Mild solvents have their downsides too: a great many binders are not very soluble in them. In addition, inkjet inks formulated with mild solvents are less likely to adhere to plasticized PVC and other polymeric substrates, with the result that the print image is less resistant to abrasion. This is also true of the VINNOL® E grade, which has been available for use in digital printing inks for some considerable time. Dr. Lauter and his team therefore set out to fashion a new vinyl chloride-vinyl acetate copolymer from this product which would offer the best compromise between the somewhat contradictory requirements. Their efforts resulted in the new VINNOL® E 18/38.
This new grade not only improves solubility in mild solvents, but also yields a polymer solution that has particularly low viscosity. In addition, VINNOL® E 18/38 is resistant to water, alcohol and weakly basic cleaning agents.
INKJET PRINTING
There are two types of inkjet printing process: discontinuous (drop on demand or DOD) and continuous inkjet (CIJ)
DoD – Drop on Demand: In this technology, the ink droplets are generated and then ejected from the print-head nozzles as required, i.e. only if they are needed to produce a dot. The print heads found in professional DOD printers typically have 256 nozzles of 20 to 50 micrometers in diameter per color. The droplet volume varies from 2 to 40 picoliters in accordance with the print-head technology. The pigment particles of the ink must not be larger than 5 to 8 micrometers. A filter is installed in front of each nozzle, blocking the passage of large particles. 2-Butoxyethyl acetate is currently the principal solvent used for DOD printers.
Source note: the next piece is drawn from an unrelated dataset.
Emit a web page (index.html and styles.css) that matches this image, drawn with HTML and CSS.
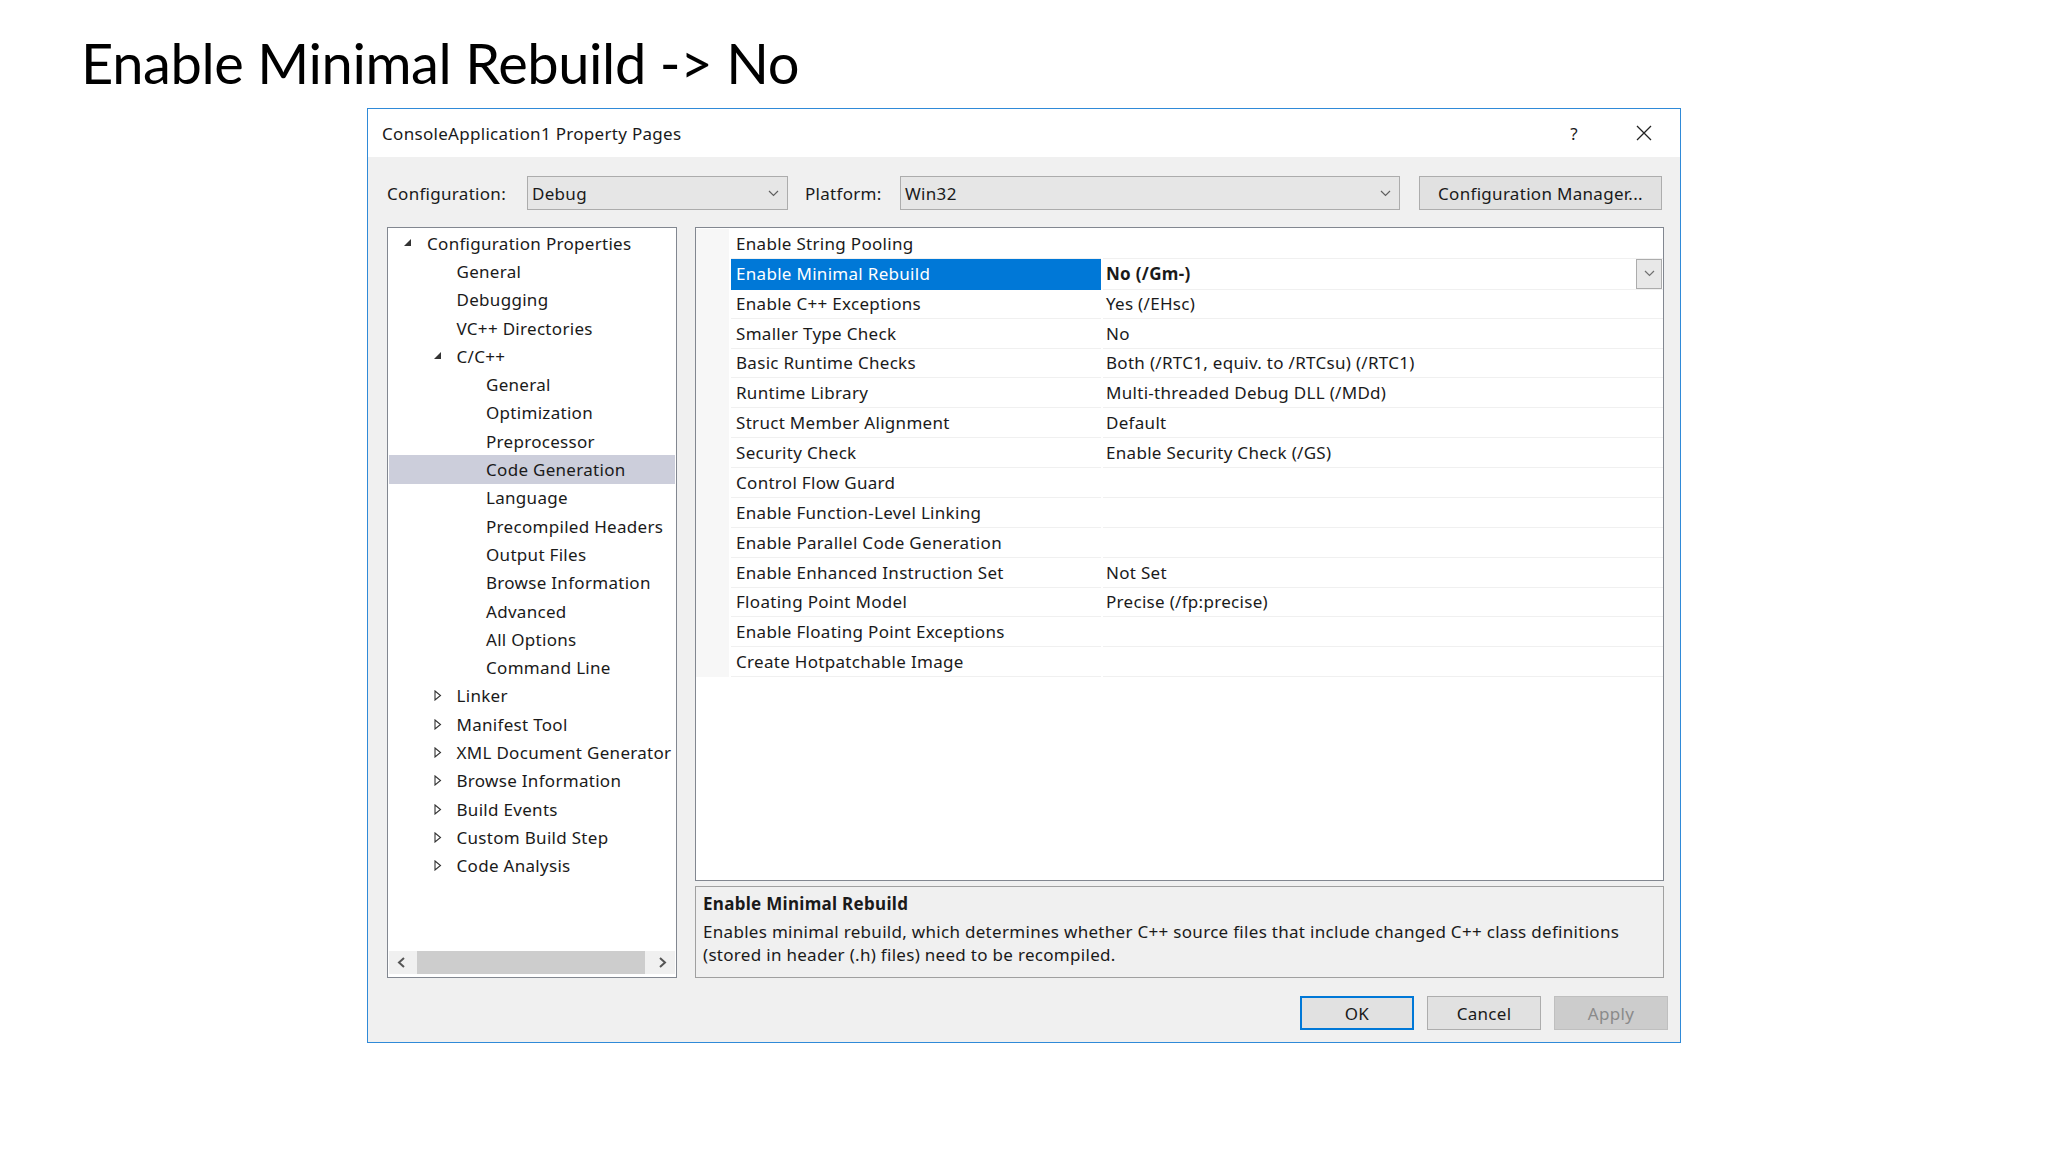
FILE: index.html
```html
<!DOCTYPE html>
<html lang="en">
<head>
  <meta charset="UTF-8" />
  <title>Enable Minimal Rebuild</title>
  <link rel="stylesheet" href="styles.css">
</head>
<body>
  <h1 class="slide-title">Enable Minimal Rebuild -&gt; No</h1>

  <div class="dialog">
    <div class="titlebar">
      <span class="title">ConsoleApplication1 Property Pages</span>
      <span class="help">?</span>
      <svg class="close" width="18" height="18" viewBox="0 0 18 18">
        <path d="M2 2 L16 16 M16 2 L2 16" stroke="#222" stroke-width="1.3" fill="none"/>
      </svg>
    </div>

    <div class="dialog-body">
      <div class="config-row">
        <span class="label label-config">Configuration:</span>
        <div class="combo combo-config">
          <span>Debug</span>
          <svg class="chev" width="11" height="7" viewBox="0 0 11 7"><path d="M1 1 L5.5 5.5 L10 1" stroke="#606060" stroke-width="1.2" fill="none"/></svg>
        </div>
        <span class="label label-platform">Platform:</span>
        <div class="combo combo-platform">
          <span>Win32</span>
          <svg class="chev" width="11" height="7" viewBox="0 0 11 7"><path d="M1 1 L5.5 5.5 L10 1" stroke="#606060" stroke-width="1.2" fill="none"/></svg>
        </div>
        <button class="btn btn-manager">Configuration Manager...</button>
      </div>

      <div class="main">
        <div class="tree">
          <ul class="tree-list">
            <li class="node lvl0"><span class="twisty"><svg width="8" height="8" viewBox="0 0 8 8"><path d="M7 0 L7 7 L0 7 Z" fill="#333"/></svg></span>Configuration Properties</li>
            <li class="node lvl1"><span class="twisty"></span>General</li>
            <li class="node lvl1"><span class="twisty"></span>Debugging</li>
            <li class="node lvl1"><span class="twisty"></span>VC++ Directories</li>
            <li class="node lvl1"><span class="twisty"><svg width="8" height="8" viewBox="0 0 8 8"><path d="M7 0 L7 7 L0 7 Z" fill="#333"/></svg></span>C/C++</li>
            <li class="node lvl2"><span class="twisty"></span>General</li>
            <li class="node lvl2"><span class="twisty"></span>Optimization</li>
            <li class="node lvl2"><span class="twisty"></span>Preprocessor</li>
            <li class="node lvl2 selected"><span class="twisty"></span>Code Generation</li>
            <li class="node lvl2"><span class="twisty"></span>Language</li>
            <li class="node lvl2"><span class="twisty"></span>Precompiled Headers</li>
            <li class="node lvl2"><span class="twisty"></span>Output Files</li>
            <li class="node lvl2"><span class="twisty"></span>Browse Information</li>
            <li class="node lvl2"><span class="twisty"></span>Advanced</li>
            <li class="node lvl2"><span class="twisty"></span>All Options</li>
            <li class="node lvl2"><span class="twisty"></span>Command Line</li>
            <li class="node lvl1"><span class="twisty"><svg class="closed" width="8" height="11" viewBox="0 0 8 11"><path d="M1 1 L6.5 5.5 L1 10 Z" stroke="#333" stroke-width="1.1" fill="none"/></svg></span>Linker</li>
            <li class="node lvl1"><span class="twisty"><svg class="closed" width="8" height="11" viewBox="0 0 8 11"><path d="M1 1 L6.5 5.5 L1 10 Z" stroke="#333" stroke-width="1.1" fill="none"/></svg></span>Manifest Tool</li>
            <li class="node lvl1"><span class="twisty"><svg class="closed" width="8" height="11" viewBox="0 0 8 11"><path d="M1 1 L6.5 5.5 L1 10 Z" stroke="#333" stroke-width="1.1" fill="none"/></svg></span>XML Document Generator</li>
            <li class="node lvl1"><span class="twisty"><svg class="closed" width="8" height="11" viewBox="0 0 8 11"><path d="M1 1 L6.5 5.5 L1 10 Z" stroke="#333" stroke-width="1.1" fill="none"/></svg></span>Browse Information</li>
            <li class="node lvl1"><span class="twisty"><svg class="closed" width="8" height="11" viewBox="0 0 8 11"><path d="M1 1 L6.5 5.5 L1 10 Z" stroke="#333" stroke-width="1.1" fill="none"/></svg></span>Build Events</li>
            <li class="node lvl1"><span class="twisty"><svg class="closed" width="8" height="11" viewBox="0 0 8 11"><path d="M1 1 L6.5 5.5 L1 10 Z" stroke="#333" stroke-width="1.1" fill="none"/></svg></span>Custom Build Step</li>
            <li class="node lvl1"><span class="twisty"><svg class="closed" width="8" height="11" viewBox="0 0 8 11"><path d="M1 1 L6.5 5.5 L1 10 Z" stroke="#333" stroke-width="1.1" fill="none"/></svg></span>Code Analysis</li>
          </ul>
          <div class="hscroll">
            <span class="arrow"><svg width="9" height="11" viewBox="0 0 9 11"><path d="M7 1 L2 5.5 L7 10" stroke="#555" stroke-width="2" fill="none"/></svg></span>
            <span class="thumb"></span>
            <span class="arrow"><svg width="9" height="11" viewBox="0 0 9 11"><path d="M2 1 L7 5.5 L2 10" stroke="#555" stroke-width="2" fill="none"/></svg></span>
          </div>
        </div>

        <div class="right-col">
          <div class="grid">
            <div class="prop"><span class="gutter"></span><span class="name">Enable String Pooling</span><span class="value"></span></div>
            <div class="prop active"><span class="gutter"></span><span class="name">Enable Minimal Rebuild</span><span class="value">No (/Gm-)<span class="drop"><svg width="11" height="7" viewBox="0 0 11 7"><path d="M1 1 L5.5 5.5 L10 1" stroke="#707070" stroke-width="1.2" fill="none"/></svg></span></span></div>
            <div class="prop"><span class="gutter"></span><span class="name">Enable C++ Exceptions</span><span class="value">Yes (/EHsc)</span></div>
            <div class="prop"><span class="gutter"></span><span class="name">Smaller Type Check</span><span class="value">No</span></div>
            <div class="prop"><span class="gutter"></span><span class="name">Basic Runtime Checks</span><span class="value">Both (/RTC1, equiv. to /RTCsu) (/RTC1)</span></div>
            <div class="prop"><span class="gutter"></span><span class="name">Runtime Library</span><span class="value">Multi-threaded Debug DLL (/MDd)</span></div>
            <div class="prop"><span class="gutter"></span><span class="name">Struct Member Alignment</span><span class="value">Default</span></div>
            <div class="prop"><span class="gutter"></span><span class="name">Security Check</span><span class="value">Enable Security Check (/GS)</span></div>
            <div class="prop"><span class="gutter"></span><span class="name">Control Flow Guard</span><span class="value"></span></div>
            <div class="prop"><span class="gutter"></span><span class="name">Enable Function-Level Linking</span><span class="value"></span></div>
            <div class="prop"><span class="gutter"></span><span class="name">Enable Parallel Code Generation</span><span class="value"></span></div>
            <div class="prop"><span class="gutter"></span><span class="name">Enable Enhanced Instruction Set</span><span class="value">Not Set</span></div>
            <div class="prop"><span class="gutter"></span><span class="name">Floating Point Model</span><span class="value">Precise (/fp:precise)</span></div>
            <div class="prop"><span class="gutter"></span><span class="name">Enable Floating Point Exceptions</span><span class="value"></span></div>
            <div class="prop"><span class="gutter"></span><span class="name">Create Hotpatchable Image</span><span class="value"></span></div>
          </div>
          <div class="desc">
            <div class="desc-title">Enable Minimal Rebuild</div>
            <div class="desc-text">Enables minimal rebuild, which determines whether C++ source files that include changed C++ class definitions<br>(stored in header (.h) files) need to be recompiled.</div>
          </div>
        </div>
      </div>

      <div class="actions">
        <button class="btn btn-ok">OK</button>
        <button class="btn">Cancel</button>
        <button class="btn btn-disabled">Apply</button>
      </div>
    </div>
  </div>
</body>
</html>
```

FILE: styles.css
```css
body {
  margin: 0;
  background: #fff;
  font-family: "Noto Sans", "Open Sans", sans-serif;
  font-size: 17px;
  letter-spacing: 0.3px;
  color: #1a1a1a;
}

.slide-title {
  margin: 0;
  height: 108px;
  box-sizing: border-box;
  padding: 35px 0 0 81px;
  font-family: Lato, "Open Sans", sans-serif;
  font-weight: 400;
  font-size: 56px;
  line-height: 56px;
  letter-spacing: -0.4px;
  color: #000;
}

.dialog {
  margin-left: 367px;
  width: 1314px;
  height: 935px;
  box-sizing: border-box;
  border: 1px solid #2f8ad8;
  display: flex;
  flex-direction: column;
}

.titlebar {
  height: 48px;
  background: #fff;
  display: flex;
  align-items: center;
  padding-left: 14px;
}

.title {
  flex: 1;
  color: #1a1a1a;
}

.help {
  width: 10px;
  text-align: center;
  margin-right: 56px;
  font-size: 17px;
}

.close {
  margin-right: 27px;
}

.dialog-body {
  flex: 1;
  background: #f0f0f0;
  padding: 19px 0 12px 0;
  display: flex;
  flex-direction: column;
}

.config-row {
  display: flex;
  align-items: center;
  height: 34px;
  padding-left: 19px;
}

.label-config {
  width: 140px;
}

.label-platform {
  width: 95px;
  padding-left: 17px;
}

.combo {
  height: 34px;
  box-sizing: border-box;
  background: #e6e6e6;
  border: 1px solid #acacac;
  display: flex;
  align-items: center;
  padding: 0 8px 0 4px;
}

.combo span {
  flex: 1;
}

.combo-config {
  width: 261px;
}

.combo-platform {
  width: 500px;
}

.btn {
  height: 34px;
  box-sizing: border-box;
  background: #e1e1e1;
  border: 1px solid #adadad;
  font-family: inherit;
  font-size: 17px;
  letter-spacing: 0.3px;
  color: #1a1a1a;
  padding: 0;
}

.btn-manager {
  width: 243px;
  margin-left: 19px;
}

.main {
  display: flex;
  gap: 18px;
  height: 751px;
  margin-top: 17px;
  padding-left: 19px;
}

.tree {
  width: 290px;
  box-sizing: border-box;
  border: 1px solid #828790;
  background: #fff;
  display: flex;
  flex-direction: column;
}

.tree-list {
  list-style: none;
  margin: 0;
  padding: 1px 0 0 0;
}

.node {
  height: 28.3px;
  display: flex;
  align-items: center;
  padding-left: 14px;
  white-space: nowrap;
  overflow: hidden;
}

.node.lvl1 {
  padding-left: 43.5px;
}

.node.lvl2 {
  padding-left: 73px;
}

.node.selected {
  background: #cccedb;
  margin: 0 1px;
  padding-left: 72px;
}

.twisty {
  width: 12px;
  margin-right: 13px;
  display: flex;
  align-items: center;
  justify-content: center;
  flex-shrink: 0;
}

.hscroll {
  margin: auto 1px 3px 1px;
  height: 23px;
  background: #f0f0f0;
  display: flex;
  align-items: stretch;
}

.hscroll .arrow {
  width: 26px;
  display: flex;
  align-items: center;
  justify-content: center;
}

.hscroll .thumb {
  width: 230px;
  margin: 0 4px 0 2px;
  background: #cdcdcd;
}

.right-col {
  width: 969px;
  display: flex;
  flex-direction: column;
  gap: 5px;
}

.grid {
  height: 654px;
  box-sizing: border-box;
  border: 1px solid #828790;
  background: #fff;
  padding-top: 1px;
}

.prop {
  display: grid;
  grid-template-columns: 33px 370px 1fr;
  column-gap: 2px;
  height: 29.88px;
}

.prop .gutter {
  background: #f7f7f7;
}

.prop .name,
.prop .value {
  display: flex;
  align-items: center;
  border-bottom: 1px solid #f0f0f0;
  white-space: nowrap;
}

.prop .name {
  padding-left: 5px;
}

.prop .value {
  padding-left: 3px;
}

.prop.active .name {
  background: #0078d7;
  color: #fff;
  border-bottom-color: #0078d7;
}

.prop.active .value {
  font-weight: 700;
  justify-content: space-between;
}

.drop {
  width: 26px;
  height: 30px;
  box-sizing: border-box;
  background: #e8e8e8;
  border: 1px solid #acacac;
  display: flex;
  align-items: center;
  justify-content: center;
  margin-right: 1px;
}

.desc {
  height: 92px;
  box-sizing: border-box;
  border: 1px solid #a0a0a0;
  background: #f0f0f0;
  padding: 5px 0 0 7px;
  line-height: 23px;
}

.desc-title {
  font-weight: 700;
  margin-bottom: 5px;
}

.actions {
  display: flex;
  justify-content: flex-end;
  gap: 13px;
  margin-top: 18px;
  padding-right: 12px;
}

.actions .btn {
  width: 114px;
}

.btn-ok {
  border: 2px solid #0078d7;
}

.btn-disabled {
  background: #cccccc;
  border-color: #bfbfbf;
  color: #8a8a8a;
}
```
CIJ – Continuous Inkjet: This process ejects a continuous jet of electrically conducting ink from a nozzle located in the print head. The flow of inkjet disintegrates into individual microscopic droplets with a volume of between 10 picoliters and 1 nanoliter. From 60,000 to 100,000 such droplets are formed every second. The droplets move through two electric fields. The first provides them with an electrostatic charge. The second determines the trajectory of the droplets and is itself controlled by the digital print data: depending on whether the field is switched on or off, the droplets are either deflected toward the substrate with varying degrees of force to produce a color dot or they are allowed to pass by the substrate without deflection. The non-deflected droplets are collected and returned to the printer’s ink reservoir. Methyl ethyl ketone is a common solvent for CIJ printer inks.